In moments, he offers Berry respites from the grind he often experiences. And Britt is arguably UNC’s best perimeter defender, and he’s earned the team’s defensive player of the game award 10 times this season – most on the team.

If Berry is limited by an ankle injury on Sunday – and coach Roy Williams expressed concern on Saturday about Berry’s status against Arkansas – then Britt’s on-court role would expand significantly. Behind the scenes, away from the lights and the cameras, Britt already plays a large role.

“Off the court, I think leadership is something huge,” Jackson said. “He’s somebody that you can go to talk to, who you can laugh with, you can joke with. I mean, he’s a little bit of everything for us.

“And having him as a senior this year, with this group of guys, I think it’s been really key for this run that we’re trying to have.”

Years ago Britt was another high school kid with a vivid imagination. There were no limits, back then, to what he thought could be possible during his time at UNC.

Then the reality set in. He learned some of his limits. He had to learn to accept those limits.
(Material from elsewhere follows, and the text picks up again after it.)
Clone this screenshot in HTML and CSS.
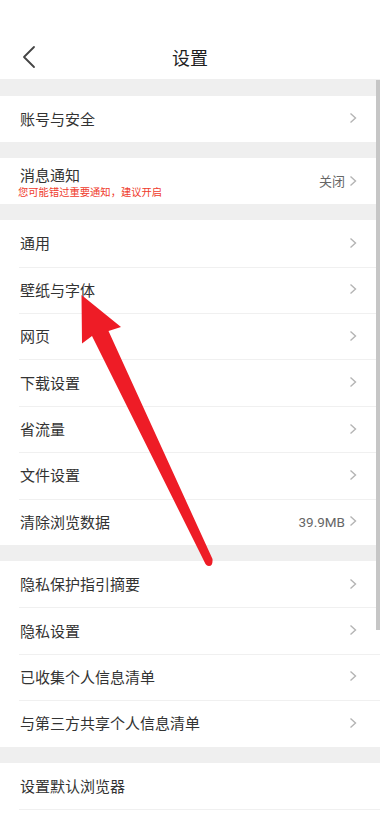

“It’s hard for us guys like that, that come in with the hype that we get from high school, to come into a situation where you’re not getting the minutes or not scoring the points that you usually score,” Berry said. “And that could really break someone down. But for him, he’s always been positive.”

Britt acknowledged that, at times, he considered what he might have done had he chosen to go to college somewhere else. Indeed, he said, “everyone has those thoughts,” but Britt never seriously considered leaving. UNC, he said, had become his home, even if he never imagined it’d be like this.

His first three years at UNC, Britt lived with Meeks, who described Britt on Saturday as his best friend. They arrived at UNC together and they’ll leave together, along with Hicks and UNC’s other seniors. And now part of what Britt imagined all those years ago, a national championship, is one thing that’s still possible.